TASK BRIEF -> Using the material below, repeat exactly the lines from the one with "Write the React" through the one with "const cell = 'border", ends included, without any images.
========
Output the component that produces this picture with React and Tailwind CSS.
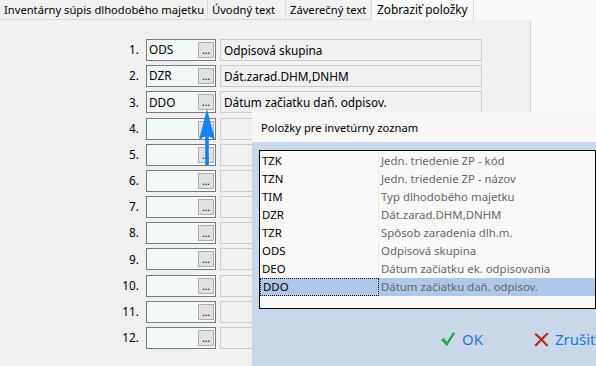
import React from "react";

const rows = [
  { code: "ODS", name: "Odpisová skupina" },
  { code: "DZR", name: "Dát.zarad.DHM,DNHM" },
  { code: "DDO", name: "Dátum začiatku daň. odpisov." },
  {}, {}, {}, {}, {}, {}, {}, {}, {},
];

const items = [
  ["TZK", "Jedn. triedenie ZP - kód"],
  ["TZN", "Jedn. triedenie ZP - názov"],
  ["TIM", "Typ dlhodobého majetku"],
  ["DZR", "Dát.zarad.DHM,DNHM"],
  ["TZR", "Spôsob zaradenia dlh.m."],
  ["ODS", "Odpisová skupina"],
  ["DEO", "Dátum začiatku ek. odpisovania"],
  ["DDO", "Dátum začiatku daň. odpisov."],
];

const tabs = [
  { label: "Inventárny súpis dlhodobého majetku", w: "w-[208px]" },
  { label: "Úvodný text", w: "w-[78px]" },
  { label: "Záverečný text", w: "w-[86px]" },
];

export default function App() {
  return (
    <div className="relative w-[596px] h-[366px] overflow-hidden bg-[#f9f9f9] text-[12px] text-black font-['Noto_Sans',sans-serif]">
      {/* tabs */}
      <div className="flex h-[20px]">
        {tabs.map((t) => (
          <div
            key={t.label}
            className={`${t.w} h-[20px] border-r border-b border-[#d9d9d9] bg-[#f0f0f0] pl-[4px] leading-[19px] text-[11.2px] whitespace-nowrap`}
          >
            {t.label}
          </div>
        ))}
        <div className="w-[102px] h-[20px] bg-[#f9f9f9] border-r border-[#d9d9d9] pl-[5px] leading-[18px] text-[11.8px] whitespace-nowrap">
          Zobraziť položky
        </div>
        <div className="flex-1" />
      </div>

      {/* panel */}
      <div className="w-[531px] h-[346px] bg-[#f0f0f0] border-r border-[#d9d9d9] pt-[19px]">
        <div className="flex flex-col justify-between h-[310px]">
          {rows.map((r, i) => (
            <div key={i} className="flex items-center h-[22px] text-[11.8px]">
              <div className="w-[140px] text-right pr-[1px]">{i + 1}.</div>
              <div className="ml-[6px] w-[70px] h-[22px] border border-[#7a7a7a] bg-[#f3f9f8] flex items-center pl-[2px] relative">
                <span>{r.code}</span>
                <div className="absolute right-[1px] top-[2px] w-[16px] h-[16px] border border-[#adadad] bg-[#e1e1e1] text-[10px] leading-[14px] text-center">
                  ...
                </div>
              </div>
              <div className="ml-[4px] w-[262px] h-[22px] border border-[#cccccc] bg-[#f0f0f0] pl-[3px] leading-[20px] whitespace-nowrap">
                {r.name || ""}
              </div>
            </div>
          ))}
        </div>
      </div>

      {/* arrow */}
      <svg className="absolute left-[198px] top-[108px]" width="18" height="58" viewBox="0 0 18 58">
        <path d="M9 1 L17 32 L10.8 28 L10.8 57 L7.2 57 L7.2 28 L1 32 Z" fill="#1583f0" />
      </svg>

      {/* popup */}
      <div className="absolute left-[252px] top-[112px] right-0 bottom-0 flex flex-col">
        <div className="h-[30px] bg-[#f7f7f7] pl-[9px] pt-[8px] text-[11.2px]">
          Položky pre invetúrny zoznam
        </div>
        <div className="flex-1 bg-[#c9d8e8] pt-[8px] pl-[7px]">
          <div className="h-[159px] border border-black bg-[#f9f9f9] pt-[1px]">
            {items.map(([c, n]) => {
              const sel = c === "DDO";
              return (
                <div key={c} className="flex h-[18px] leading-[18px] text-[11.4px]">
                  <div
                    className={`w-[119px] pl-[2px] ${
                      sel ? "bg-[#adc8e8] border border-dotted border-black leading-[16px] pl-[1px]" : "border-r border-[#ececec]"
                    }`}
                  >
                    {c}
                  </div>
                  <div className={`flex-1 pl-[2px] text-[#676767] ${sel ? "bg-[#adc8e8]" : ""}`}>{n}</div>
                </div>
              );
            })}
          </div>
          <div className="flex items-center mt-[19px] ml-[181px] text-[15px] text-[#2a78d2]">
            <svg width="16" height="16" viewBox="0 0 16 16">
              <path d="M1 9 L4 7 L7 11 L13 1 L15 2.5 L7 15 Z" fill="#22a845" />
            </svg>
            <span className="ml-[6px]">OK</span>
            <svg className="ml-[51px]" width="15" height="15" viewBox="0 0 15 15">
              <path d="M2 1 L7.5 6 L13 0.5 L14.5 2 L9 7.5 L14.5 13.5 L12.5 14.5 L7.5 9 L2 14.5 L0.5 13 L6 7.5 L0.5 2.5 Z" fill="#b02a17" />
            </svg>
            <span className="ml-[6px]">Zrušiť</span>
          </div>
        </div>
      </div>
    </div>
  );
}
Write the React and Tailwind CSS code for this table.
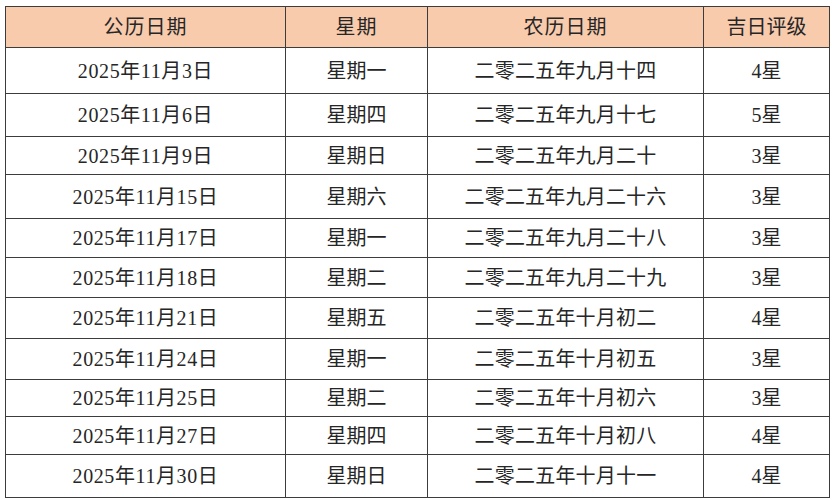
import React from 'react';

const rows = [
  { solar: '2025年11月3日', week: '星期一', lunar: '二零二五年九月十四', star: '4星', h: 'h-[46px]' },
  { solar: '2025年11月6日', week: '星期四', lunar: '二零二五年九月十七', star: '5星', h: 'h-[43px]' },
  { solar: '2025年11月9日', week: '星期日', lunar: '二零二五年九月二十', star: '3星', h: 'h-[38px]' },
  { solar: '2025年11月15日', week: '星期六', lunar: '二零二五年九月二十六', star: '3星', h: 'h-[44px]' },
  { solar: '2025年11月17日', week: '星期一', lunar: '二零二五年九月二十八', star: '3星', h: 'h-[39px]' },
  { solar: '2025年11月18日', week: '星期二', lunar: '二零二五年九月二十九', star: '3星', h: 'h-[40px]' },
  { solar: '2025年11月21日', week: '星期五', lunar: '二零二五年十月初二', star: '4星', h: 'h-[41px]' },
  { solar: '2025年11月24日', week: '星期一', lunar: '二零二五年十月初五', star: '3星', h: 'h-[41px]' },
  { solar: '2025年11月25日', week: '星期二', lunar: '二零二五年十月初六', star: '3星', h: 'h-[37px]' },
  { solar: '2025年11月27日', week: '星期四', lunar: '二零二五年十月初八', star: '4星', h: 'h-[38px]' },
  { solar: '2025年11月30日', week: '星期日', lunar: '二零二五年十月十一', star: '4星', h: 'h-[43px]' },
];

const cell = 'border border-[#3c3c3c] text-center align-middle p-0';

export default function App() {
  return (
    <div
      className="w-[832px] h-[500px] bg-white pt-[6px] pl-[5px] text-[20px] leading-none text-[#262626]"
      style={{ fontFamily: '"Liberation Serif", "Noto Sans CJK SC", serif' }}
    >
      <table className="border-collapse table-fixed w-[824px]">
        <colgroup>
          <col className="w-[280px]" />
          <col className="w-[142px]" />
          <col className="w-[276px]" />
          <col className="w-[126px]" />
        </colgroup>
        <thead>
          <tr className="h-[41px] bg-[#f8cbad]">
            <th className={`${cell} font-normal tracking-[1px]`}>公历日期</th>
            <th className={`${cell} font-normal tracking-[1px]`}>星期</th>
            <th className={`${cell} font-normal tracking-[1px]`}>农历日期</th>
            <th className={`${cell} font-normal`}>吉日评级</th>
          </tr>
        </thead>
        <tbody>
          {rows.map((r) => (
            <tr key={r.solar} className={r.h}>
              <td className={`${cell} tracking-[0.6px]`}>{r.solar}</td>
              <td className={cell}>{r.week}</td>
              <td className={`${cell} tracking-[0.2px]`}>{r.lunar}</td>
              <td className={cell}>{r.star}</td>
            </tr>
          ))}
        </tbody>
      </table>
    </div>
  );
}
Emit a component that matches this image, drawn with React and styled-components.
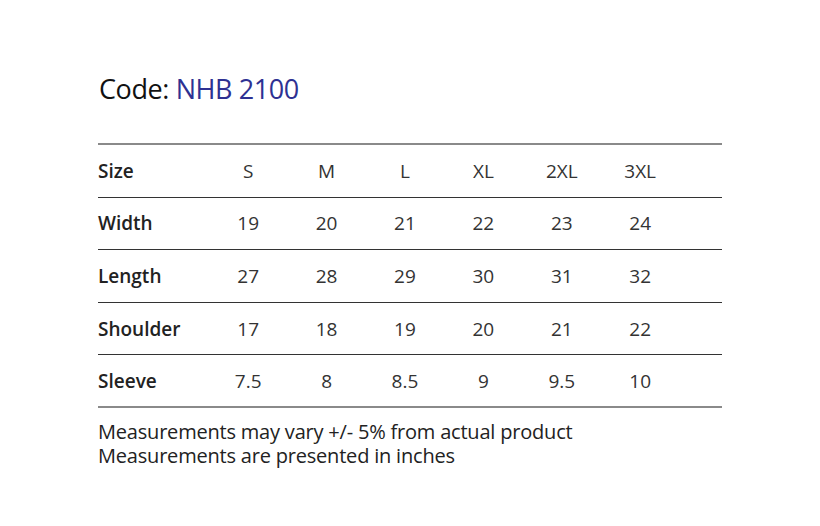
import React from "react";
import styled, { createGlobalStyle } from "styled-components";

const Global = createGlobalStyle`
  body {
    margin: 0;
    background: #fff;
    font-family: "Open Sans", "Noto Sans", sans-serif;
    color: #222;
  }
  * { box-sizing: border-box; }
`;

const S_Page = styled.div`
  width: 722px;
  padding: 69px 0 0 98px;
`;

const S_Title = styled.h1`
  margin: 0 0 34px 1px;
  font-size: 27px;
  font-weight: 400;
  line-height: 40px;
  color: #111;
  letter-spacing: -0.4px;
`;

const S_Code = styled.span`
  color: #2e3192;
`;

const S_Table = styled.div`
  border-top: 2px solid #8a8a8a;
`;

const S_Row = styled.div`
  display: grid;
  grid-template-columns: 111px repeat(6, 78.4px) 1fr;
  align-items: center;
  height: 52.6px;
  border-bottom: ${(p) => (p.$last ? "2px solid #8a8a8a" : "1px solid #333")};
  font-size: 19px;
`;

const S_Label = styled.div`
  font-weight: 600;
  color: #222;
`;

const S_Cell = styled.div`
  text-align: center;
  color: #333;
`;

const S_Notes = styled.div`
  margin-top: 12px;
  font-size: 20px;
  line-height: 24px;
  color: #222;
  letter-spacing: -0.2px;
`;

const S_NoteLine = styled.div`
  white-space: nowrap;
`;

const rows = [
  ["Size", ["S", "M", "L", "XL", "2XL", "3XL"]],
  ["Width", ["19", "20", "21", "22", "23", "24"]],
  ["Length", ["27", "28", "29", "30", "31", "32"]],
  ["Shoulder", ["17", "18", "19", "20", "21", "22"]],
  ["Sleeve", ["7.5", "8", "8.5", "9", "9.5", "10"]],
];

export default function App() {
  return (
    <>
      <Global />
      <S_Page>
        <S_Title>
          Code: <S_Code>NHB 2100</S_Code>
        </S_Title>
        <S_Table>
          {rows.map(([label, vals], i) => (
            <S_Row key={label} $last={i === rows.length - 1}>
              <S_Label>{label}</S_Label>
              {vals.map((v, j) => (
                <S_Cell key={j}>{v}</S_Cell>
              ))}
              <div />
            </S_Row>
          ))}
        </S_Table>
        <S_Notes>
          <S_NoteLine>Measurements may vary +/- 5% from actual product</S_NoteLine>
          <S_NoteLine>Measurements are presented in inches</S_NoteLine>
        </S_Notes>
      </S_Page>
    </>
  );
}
========
WRITTEN SOLUTION ->
Write the React and Tailwind CSS code for this table.
import React from 'react';

const rows = [
  { solar: '2025年11月3日', week: '星期一', lunar: '二零二五年九月十四', star: '4星', h: 'h-[46px]' },
  { solar: '2025年11月6日', week: '星期四', lunar: '二零二五年九月十七', star: '5星', h: 'h-[43px]' },
  { solar: '2025年11月9日', week: '星期日', lunar: '二零二五年九月二十', star: '3星', h: 'h-[38px]' },
  { solar: '2025年11月15日', week: '星期六', lunar: '二零二五年九月二十六', star: '3星', h: 'h-[44px]' },
  { solar: '2025年11月17日', week: '星期一', lunar: '二零二五年九月二十八', star: '3星', h: 'h-[39px]' },
  { solar: '2025年11月18日', week: '星期二', lunar: '二零二五年九月二十九', star: '3星', h: 'h-[40px]' },
  { solar: '2025年11月21日', week: '星期五', lunar: '二零二五年十月初二', star: '4星', h: 'h-[41px]' },
  { solar: '2025年11月24日', week: '星期一', lunar: '二零二五年十月初五', star: '3星', h: 'h-[41px]' },
  { solar: '2025年11月25日', week: '星期二', lunar: '二零二五年十月初六', star: '3星', h: 'h-[37px]' },
  { solar: '2025年11月27日', week: '星期四', lunar: '二零二五年十月初八', star: '4星', h: 'h-[38px]' },
  { solar: '2025年11月30日', week: '星期日', lunar: '二零二五年十月十一', star: '4星', h: 'h-[43px]' },
];

const cell = 'border border-[#3c3c3c] text-center align-middle p-0';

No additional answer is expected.